======== Task input

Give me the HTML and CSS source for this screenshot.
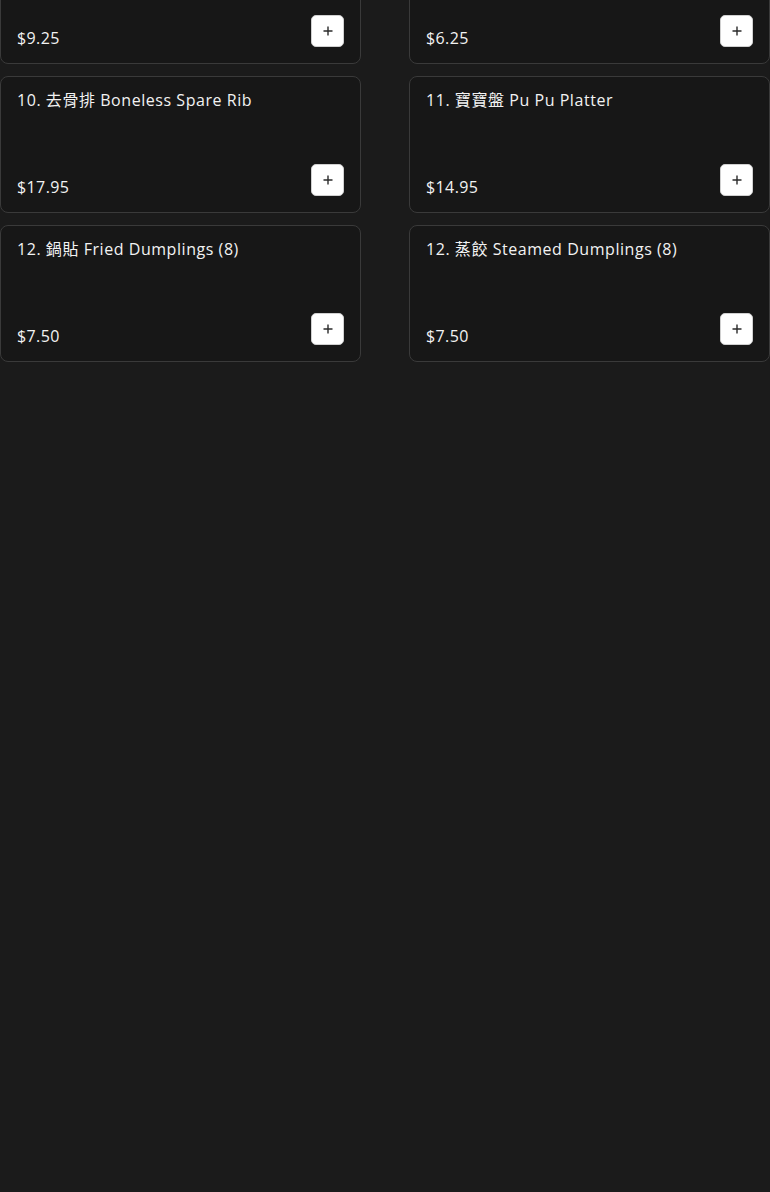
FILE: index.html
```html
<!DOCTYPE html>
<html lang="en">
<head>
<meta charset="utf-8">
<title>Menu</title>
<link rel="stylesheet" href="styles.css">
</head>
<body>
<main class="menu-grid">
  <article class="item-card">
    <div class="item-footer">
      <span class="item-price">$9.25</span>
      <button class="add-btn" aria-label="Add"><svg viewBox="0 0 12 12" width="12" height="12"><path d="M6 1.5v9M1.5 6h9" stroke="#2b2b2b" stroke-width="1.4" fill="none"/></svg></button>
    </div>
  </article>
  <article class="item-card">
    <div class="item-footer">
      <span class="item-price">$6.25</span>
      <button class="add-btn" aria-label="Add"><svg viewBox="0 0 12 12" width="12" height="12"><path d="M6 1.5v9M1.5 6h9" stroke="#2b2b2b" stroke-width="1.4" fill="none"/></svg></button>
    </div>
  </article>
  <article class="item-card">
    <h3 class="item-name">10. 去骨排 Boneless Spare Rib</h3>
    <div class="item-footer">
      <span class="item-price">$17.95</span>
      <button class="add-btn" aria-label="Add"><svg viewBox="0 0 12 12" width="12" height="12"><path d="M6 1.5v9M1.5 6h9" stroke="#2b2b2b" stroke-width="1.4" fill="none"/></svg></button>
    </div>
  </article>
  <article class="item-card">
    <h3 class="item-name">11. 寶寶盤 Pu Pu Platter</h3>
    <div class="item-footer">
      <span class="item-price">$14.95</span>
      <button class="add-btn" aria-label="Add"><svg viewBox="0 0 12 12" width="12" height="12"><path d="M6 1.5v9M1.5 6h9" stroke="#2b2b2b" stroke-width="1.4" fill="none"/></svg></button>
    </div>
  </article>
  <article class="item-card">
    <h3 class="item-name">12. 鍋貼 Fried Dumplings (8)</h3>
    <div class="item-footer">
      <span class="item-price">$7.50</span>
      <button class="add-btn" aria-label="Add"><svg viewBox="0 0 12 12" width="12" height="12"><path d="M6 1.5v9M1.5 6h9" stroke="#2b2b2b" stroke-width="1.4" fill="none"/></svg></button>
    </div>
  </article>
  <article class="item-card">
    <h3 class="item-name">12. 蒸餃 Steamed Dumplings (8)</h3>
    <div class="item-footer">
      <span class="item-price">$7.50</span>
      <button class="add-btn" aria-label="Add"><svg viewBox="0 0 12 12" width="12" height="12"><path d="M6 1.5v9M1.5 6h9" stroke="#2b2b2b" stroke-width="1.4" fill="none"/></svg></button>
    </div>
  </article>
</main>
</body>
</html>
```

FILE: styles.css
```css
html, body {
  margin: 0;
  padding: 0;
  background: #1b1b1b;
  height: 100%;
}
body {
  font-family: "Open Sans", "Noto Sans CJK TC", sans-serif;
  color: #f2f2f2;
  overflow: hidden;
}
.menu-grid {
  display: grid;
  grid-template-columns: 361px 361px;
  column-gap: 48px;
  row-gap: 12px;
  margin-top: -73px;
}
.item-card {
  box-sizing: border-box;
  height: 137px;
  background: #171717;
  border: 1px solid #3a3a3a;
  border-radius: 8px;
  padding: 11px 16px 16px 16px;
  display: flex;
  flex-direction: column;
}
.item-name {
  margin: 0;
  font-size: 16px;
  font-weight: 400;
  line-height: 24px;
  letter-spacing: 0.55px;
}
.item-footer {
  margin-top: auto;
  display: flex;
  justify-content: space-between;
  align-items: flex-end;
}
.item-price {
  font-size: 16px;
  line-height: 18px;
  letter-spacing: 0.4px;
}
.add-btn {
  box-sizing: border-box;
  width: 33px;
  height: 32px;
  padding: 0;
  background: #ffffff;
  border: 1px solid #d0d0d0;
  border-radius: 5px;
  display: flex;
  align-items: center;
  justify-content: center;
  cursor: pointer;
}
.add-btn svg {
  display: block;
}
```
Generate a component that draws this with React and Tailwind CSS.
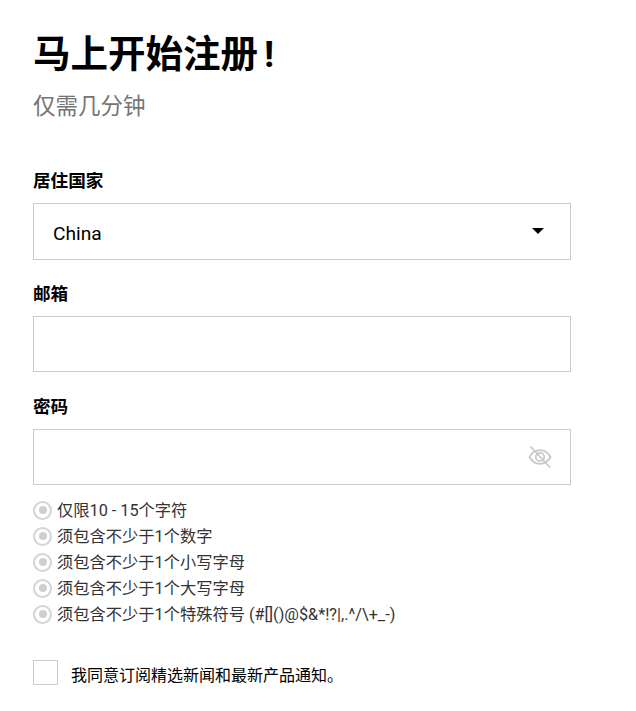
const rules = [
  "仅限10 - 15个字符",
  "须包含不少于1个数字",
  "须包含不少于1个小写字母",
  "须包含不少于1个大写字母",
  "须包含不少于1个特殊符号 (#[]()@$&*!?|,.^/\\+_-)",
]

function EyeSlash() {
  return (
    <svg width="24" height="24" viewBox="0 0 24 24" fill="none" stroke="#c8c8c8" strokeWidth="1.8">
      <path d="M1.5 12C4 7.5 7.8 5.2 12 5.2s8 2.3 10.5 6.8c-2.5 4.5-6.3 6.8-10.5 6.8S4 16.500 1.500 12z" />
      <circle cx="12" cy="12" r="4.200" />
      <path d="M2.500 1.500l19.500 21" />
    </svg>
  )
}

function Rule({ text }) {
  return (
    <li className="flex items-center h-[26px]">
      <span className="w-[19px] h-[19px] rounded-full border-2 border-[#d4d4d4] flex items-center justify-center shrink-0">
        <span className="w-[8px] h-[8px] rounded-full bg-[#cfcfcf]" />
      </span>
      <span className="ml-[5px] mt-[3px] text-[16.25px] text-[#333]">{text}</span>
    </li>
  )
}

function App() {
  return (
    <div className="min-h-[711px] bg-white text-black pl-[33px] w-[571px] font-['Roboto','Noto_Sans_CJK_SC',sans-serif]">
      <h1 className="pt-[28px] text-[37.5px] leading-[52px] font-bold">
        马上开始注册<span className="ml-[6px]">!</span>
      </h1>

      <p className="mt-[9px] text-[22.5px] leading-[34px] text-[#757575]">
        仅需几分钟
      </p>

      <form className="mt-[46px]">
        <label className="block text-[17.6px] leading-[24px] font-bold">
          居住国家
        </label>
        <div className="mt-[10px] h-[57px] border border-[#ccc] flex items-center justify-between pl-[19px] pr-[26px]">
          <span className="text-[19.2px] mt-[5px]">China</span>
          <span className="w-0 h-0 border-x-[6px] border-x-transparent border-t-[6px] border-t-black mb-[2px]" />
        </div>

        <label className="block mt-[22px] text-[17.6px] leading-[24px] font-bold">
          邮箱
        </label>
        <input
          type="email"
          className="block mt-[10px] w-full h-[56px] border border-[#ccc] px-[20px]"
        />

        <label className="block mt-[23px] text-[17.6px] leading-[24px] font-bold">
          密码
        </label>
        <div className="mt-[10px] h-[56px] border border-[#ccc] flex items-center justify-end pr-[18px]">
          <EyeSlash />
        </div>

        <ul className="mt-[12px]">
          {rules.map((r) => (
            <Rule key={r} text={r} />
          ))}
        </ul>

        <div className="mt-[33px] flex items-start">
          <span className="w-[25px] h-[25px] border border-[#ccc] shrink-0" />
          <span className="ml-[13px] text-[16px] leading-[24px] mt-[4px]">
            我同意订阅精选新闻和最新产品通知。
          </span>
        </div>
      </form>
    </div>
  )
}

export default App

================

• **Exercise**: Pictures stay out; reproduce every line of the records exactly.

• **Task answer**:
Give me the HTML and CSS source for this screenshot.
FILE: index.html
```html
<!DOCTYPE html>
<html lang="en">
<head>
<meta charset="utf-8">
<title>Menu</title>
<link rel="stylesheet" href="styles.css">
</head>
<body>
<main class="menu-grid">
  <article class="item-card">
    <div class="item-footer">
      <span class="item-price">$9.25</span>
      <button class="add-btn" aria-label="Add"><svg viewBox="0 0 12 12" width="12" height="12"><path d="M6 1.5v9M1.5 6h9" stroke="#2b2b2b" stroke-width="1.4" fill="none"/></svg></button>
    </div>
  </article>
  <article class="item-card">
    <div class="item-footer">
      <span class="item-price">$6.25</span>
      <button class="add-btn" aria-label="Add"><svg viewBox="0 0 12 12" width="12" height="12"><path d="M6 1.5v9M1.5 6h9" stroke="#2b2b2b" stroke-width="1.4" fill="none"/></svg></button>
    </div>
  </article>
  <article class="item-card">
    <h3 class="item-name">10. 去骨排 Boneless Spare Rib</h3>
    <div class="item-footer">
      <span class="item-price">$17.95</span>
      <button class="add-btn" aria-label="Add"><svg viewBox="0 0 12 12" width="12" height="12"><path d="M6 1.5v9M1.5 6h9" stroke="#2b2b2b" stroke-width="1.4" fill="none"/></svg></button>
    </div>
  </article>
  <article class="item-card">
    <h3 class="item-name">11. 寶寶盤 Pu Pu Platter</h3>
    <div class="item-footer">
      <span class="item-price">$14.95</span>
      <button class="add-btn" aria-label="Add"><svg viewBox="0 0 12 12" width="12" height="12"><path d="M6 1.5v9M1.5 6h9" stroke="#2b2b2b" stroke-width="1.4" fill="none"/></svg></button>
    </div>
  </article>
  <article class="item-card">
    <h3 class="item-name">12. 鍋貼 Fried Dumplings (8)</h3>
    <div class="item-footer">
      <span class="item-price">$7.50</span>
      <button class="add-btn" aria-label="Add"><svg viewBox="0 0 12 12" width="12" height="12"><path d="M6 1.5v9M1.5 6h9" stroke="#2b2b2b" stroke-width="1.4" fill="none"/></svg></button>
    </div>
  </article>
  <article class="item-card">
    <h3 class="item-name">12. 蒸餃 Steamed Dumplings (8)</h3>
    <div class="item-footer">
      <span class="item-price">$7.50</span>
      <button class="add-btn" aria-label="Add"><svg viewBox="0 0 12 12" width="12" height="12"><path d="M6 1.5v9M1.5 6h9" stroke="#2b2b2b" stroke-width="1.4" fill="none"/></svg></button>
    </div>
  </article>
</main>
</body>
</html>
```

FILE: styles.css
```css
html, body {
  margin: 0;
  padding: 0;
  background: #1b1b1b;
  height: 100%;
}
body {
  font-family: "Open Sans", "Noto Sans CJK TC", sans-serif;
  color: #f2f2f2;
  overflow: hidden;
}
.menu-grid {
  display: grid;
  grid-template-columns: 361px 361px;
  column-gap: 48px;
  row-gap: 12px;
  margin-top: -73px;
}
.item-card {
  box-sizing: border-box;
  height: 137px;
  background: #171717;
  border: 1px solid #3a3a3a;
  border-radius: 8px;
  padding: 11px 16px 16px 16px;
  display: flex;
  flex-direction: column;
}
.item-name {
  margin: 0;
  font-size: 16px;
  font-weight: 400;
  line-height: 24px;
  letter-spacing: 0.55px;
}
.item-footer {
  margin-top: auto;
  display: flex;
  justify-content: space-between;
  align-items: flex-end;
}
.item-price {
  font-size: 16px;
  line-height: 18px;
  letter-spacing: 0.4px;
}
.add-btn {
  box-sizing: border-box;
  width: 33px;
  height: 32px;
  padding: 0;
  background: #ffffff;
  border: 1px solid #d0d0d0;
  border-radius: 5px;
  display: flex;
  align-items: center;
  justify-content: center;
  cursor: pointer;
}
.add-btn svg {
  display: block;
}
```
Generate a component that draws this with React and Tailwind CSS.
const rules = [
  "仅限10 - 15个字符",
  "须包含不少于1个数字",
  "须包含不少于1个小写字母",
  "须包含不少于1个大写字母",
  "须包含不少于1个特殊符号 (#[]()@$&*!?|,.^/\\+_-)",
]

function EyeSlash() {
  return (
    <svg width="24" height="24" viewBox="0 0 24 24" fill="none" stroke="#c8c8c8" strokeWidth="1.8">
      <path d="M1.5 12C4 7.5 7.8 5.2 12 5.2s8 2.3 10.5 6.8c-2.5 4.5-6.3 6.8-10.5 6.8S4 16.500 1.500 12z" />
      <circle cx="12" cy="12" r="4.200" />
      <path d="M2.500 1.500l19.500 21" />
    </svg>
  )
}

function Rule({ text }) {
  return (
    <li className="flex items-center h-[26px]">
      <span className="w-[19px] h-[19px] rounded-full border-2 border-[#d4d4d4] flex items-center justify-center shrink-0">
        <span className="w-[8px] h-[8px] rounded-full bg-[#cfcfcf]" />
      </span>
      <span className="ml-[5px] mt-[3px] text-[16.25px] text-[#333]">{text}</span>
    </li>
  )
}

function App() {
  return (
    <div className="min-h-[711px] bg-white text-black pl-[33px] w-[571px] font-['Roboto','Noto_Sans_CJK_SC',sans-serif]">
      <h1 className="pt-[28px] text-[37.5px] leading-[52px] font-bold">
        马上开始注册<span className="ml-[6px]">!</span>
      </h1>

      <p className="mt-[9px] text-[22.5px] leading-[34px] text-[#757575]">
        仅需几分钟
      </p>

      <form className="mt-[46px]">
        <label className="block text-[17.6px] leading-[24px] font-bold">
          居住国家
        </label>
        <div className="mt-[10px] h-[57px] border border-[#ccc] flex items-center justify-between pl-[19px] pr-[26px]">
          <span className="text-[19.2px] mt-[5px]">China</span>
          <span className="w-0 h-0 border-x-[6px] border-x-transparent border-t-[6px] border-t-black mb-[2px]" />
        </div>

        <label className="block mt-[22px] text-[17.6px] leading-[24px] font-bold">
          邮箱
        </label>
        <input
          type="email"
          className="block mt-[10px] w-full h-[56px] border border-[#ccc] px-[20px]"
        />

        <label className="block mt-[23px] text-[17.6px] leading-[24px] font-bold">
          密码
        </label>
        <div className="mt-[10px] h-[56px] border border-[#ccc] flex items-center justify-end pr-[18px]">
          <EyeSlash />
        </div>

        <ul className="mt-[12px]">
          {rules.map((r) => (
            <Rule key={r} text={r} />
          ))}
        </ul>

        <div className="mt-[33px] flex items-start">
          <span className="w-[25px] h-[25px] border border-[#ccc] shrink-0" />
          <span className="ml-[13px] text-[16px] leading-[24px] mt-[4px]">
            我同意订阅精选新闻和最新产品通知。
          </span>
        </div>
      </form>
    </div>
  )
}

export default App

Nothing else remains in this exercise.